Há ainda diversos moradores preocupados com o futuro da comunidade e da região, que se mobilizaram e elegeram delegados no Orçamento Participativo. Quem mais articula as questões política é Ronaldo de Jesus Ezequiel, chamado carinhosamente de “véio” pelos mais novos. Ele, que conta já ter vivido em diversos locais da cidade e “conhecer todas as vilas”, já conseguiu entregar nas mãos do prefeito José Fortunati uma carta sobre a situação da ocupação, embora ainda não tenha tido retorno. Além disso, é também responsável pela confecção da faixa com o nome da Associação, por ser letrista há muitos anos.

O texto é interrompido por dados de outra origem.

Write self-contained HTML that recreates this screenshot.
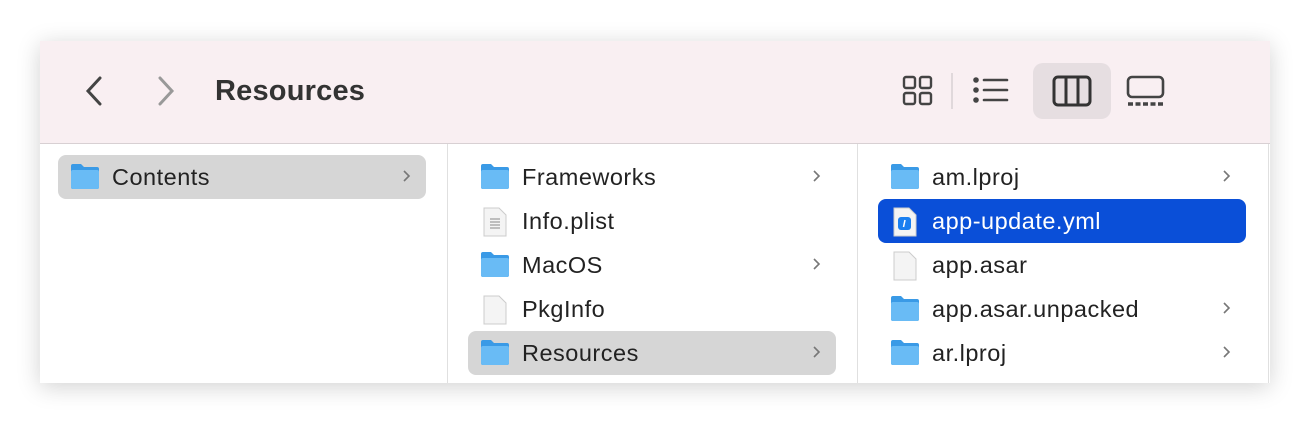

Um dos delegados é Marcos Cunha de Souza, conhecido como “pastor”, que acredita que para a comunidade ser retirada, seria necessário apresentar uma alternativa. “Eles estão muito interessados em fazer uma ponte, mas isso não é uma preocupação com o humano. Onde está a consciência deles? As pessoas têm que ser prioridade”, disse.

Câmara

Para tentar ganhar força e permanecer no local, os moradores foram à Comissão de Habitação da Câmara de Vereadores (Cuthab), onde participaram de uma reunião na última terça-feira (20). Na situação, representantes do DNIT não compareceram, mas os parlamentares se comprometeram a articular um encontro com eles sobre o assunto. Foi sugerido, ainda, que o governo do Estado seja chamado para a discussão para tentar auxiliar com alternativas. O Departamento Municipal de Habitação, que segundo os moradores teria feito um acordo para seu permanecimento quando chegaram ao local, tenta negociar com o DNIT para que a remoção não ocorra agora, segundo afirmado na reunião.

DNIT

O Departamento informou ao Sul21 que “a área em questão está destinada à realocação populacional das famílias impactadas pelas obras da nova ponte do Guaíba. A autarquia está tratando judicialmente do assunto para reaver a área e evitar prejuízos ao cronograma do reassentamento e por consequência do andamento da obra. Com relação às famílias que ocuparam irregularmente o terreno, o DNIT informa não ser atribuição do órgão fazer o assentamento delas. Este é um problema social que deve ser tratado junto aos órgãos competentes para esta finalidade”.